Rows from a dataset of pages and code
>>>
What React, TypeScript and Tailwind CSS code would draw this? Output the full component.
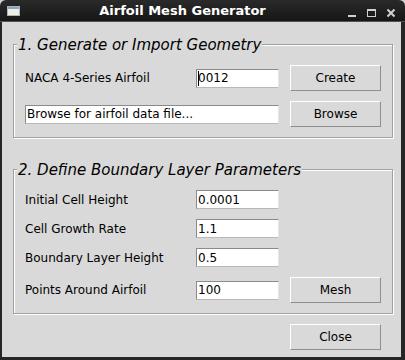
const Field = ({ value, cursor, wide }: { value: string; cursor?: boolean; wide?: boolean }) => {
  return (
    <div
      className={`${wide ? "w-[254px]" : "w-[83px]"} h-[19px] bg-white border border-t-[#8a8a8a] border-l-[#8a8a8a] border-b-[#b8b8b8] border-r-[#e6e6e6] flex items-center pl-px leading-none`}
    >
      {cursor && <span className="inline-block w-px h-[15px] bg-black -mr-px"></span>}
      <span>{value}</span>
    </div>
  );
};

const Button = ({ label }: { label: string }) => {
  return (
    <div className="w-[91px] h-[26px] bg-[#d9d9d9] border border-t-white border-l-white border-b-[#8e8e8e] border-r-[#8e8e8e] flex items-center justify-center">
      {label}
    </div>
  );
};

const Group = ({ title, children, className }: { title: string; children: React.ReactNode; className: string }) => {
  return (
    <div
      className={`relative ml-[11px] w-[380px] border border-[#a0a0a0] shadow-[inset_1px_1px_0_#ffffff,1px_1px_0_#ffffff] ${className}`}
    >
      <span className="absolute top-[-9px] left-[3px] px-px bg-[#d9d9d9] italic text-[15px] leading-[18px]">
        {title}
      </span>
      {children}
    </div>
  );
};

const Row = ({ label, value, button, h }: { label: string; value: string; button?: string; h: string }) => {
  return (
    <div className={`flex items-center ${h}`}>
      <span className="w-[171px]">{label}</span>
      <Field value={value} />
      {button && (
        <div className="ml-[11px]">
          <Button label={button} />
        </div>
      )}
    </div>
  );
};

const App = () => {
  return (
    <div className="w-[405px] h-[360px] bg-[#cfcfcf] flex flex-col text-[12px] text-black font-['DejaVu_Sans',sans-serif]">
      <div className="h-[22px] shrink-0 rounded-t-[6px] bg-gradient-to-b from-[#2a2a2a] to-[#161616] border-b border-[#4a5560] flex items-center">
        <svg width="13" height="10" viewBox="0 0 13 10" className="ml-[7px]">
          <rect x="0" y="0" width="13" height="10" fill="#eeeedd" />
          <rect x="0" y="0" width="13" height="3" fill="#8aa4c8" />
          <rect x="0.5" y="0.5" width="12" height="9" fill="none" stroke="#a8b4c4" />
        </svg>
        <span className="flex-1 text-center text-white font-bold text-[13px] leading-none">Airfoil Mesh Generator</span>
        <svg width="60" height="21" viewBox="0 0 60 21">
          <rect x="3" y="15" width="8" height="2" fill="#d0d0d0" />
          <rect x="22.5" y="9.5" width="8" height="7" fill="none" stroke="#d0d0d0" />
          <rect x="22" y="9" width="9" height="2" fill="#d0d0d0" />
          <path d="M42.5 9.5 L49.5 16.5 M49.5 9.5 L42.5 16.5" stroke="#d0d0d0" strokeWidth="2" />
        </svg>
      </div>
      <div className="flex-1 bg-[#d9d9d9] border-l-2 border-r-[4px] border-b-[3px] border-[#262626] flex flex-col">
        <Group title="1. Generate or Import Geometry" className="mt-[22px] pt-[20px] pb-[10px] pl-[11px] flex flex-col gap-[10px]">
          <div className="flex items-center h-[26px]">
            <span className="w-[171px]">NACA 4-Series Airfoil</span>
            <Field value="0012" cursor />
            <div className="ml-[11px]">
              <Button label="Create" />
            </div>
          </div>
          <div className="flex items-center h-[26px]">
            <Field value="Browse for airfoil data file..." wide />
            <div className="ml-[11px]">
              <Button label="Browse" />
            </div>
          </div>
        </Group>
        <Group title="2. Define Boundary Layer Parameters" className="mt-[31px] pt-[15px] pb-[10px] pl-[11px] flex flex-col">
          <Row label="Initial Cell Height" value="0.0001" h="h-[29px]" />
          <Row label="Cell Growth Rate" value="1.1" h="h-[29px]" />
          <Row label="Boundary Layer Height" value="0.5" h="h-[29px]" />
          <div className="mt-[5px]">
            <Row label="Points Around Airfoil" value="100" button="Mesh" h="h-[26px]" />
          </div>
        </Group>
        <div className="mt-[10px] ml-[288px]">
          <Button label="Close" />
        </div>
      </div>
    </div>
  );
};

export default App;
<<<
>>>
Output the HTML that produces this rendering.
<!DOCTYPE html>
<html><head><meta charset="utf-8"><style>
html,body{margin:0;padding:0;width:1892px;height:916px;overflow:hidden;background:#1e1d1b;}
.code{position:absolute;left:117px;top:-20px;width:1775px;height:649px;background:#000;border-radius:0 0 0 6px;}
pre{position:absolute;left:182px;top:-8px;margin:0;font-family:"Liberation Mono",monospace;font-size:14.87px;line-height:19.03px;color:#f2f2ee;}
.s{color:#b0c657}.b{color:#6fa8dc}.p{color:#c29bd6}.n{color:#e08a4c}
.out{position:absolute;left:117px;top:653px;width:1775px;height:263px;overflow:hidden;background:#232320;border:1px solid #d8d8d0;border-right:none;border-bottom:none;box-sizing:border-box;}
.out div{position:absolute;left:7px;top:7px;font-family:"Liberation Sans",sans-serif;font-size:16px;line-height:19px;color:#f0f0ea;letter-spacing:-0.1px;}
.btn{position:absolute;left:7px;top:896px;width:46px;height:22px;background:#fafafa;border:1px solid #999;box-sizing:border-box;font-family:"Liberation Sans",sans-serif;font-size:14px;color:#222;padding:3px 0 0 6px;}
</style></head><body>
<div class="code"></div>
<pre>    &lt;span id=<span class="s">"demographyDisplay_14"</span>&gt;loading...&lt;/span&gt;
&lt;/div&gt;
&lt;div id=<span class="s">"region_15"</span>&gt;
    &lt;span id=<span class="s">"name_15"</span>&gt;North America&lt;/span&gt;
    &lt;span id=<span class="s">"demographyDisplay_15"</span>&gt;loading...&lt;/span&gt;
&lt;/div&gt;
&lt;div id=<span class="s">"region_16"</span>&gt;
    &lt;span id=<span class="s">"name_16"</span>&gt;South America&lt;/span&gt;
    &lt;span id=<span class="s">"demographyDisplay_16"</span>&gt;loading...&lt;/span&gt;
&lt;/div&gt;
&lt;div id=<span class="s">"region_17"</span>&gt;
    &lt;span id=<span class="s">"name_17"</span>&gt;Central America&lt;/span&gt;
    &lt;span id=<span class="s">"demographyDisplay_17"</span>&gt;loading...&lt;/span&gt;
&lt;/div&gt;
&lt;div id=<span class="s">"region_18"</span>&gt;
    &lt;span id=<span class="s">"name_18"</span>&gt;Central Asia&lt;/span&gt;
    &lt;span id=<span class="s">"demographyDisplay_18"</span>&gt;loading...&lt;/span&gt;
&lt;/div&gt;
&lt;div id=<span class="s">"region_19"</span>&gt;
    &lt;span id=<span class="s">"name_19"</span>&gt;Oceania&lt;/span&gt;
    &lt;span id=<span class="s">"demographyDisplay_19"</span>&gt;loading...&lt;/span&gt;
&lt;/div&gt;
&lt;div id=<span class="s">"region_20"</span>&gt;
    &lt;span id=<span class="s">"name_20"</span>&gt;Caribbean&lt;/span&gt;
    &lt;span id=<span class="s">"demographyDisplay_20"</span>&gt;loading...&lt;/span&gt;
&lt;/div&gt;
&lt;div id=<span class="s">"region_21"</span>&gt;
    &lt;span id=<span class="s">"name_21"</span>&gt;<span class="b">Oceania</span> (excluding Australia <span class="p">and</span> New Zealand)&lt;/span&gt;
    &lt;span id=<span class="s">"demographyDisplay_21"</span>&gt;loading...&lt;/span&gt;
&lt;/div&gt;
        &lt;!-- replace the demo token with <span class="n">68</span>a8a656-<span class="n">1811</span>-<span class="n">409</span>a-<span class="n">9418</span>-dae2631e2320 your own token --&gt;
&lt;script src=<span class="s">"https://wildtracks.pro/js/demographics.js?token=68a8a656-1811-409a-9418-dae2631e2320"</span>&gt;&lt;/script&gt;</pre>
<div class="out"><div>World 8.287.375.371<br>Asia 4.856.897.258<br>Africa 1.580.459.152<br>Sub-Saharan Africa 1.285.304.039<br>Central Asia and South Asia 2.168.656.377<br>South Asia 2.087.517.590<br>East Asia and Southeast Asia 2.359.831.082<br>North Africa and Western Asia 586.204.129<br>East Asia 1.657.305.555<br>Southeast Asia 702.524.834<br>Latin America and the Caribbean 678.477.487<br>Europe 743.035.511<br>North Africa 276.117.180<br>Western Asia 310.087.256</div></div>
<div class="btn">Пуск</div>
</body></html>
<<<
> What to work on
Look through the material above. Copy each line where the word "this" appears.

> Reply
What React, TypeScript and Tailwind CSS code would draw this? Output the full component.
Output the HTML that produces this rendering.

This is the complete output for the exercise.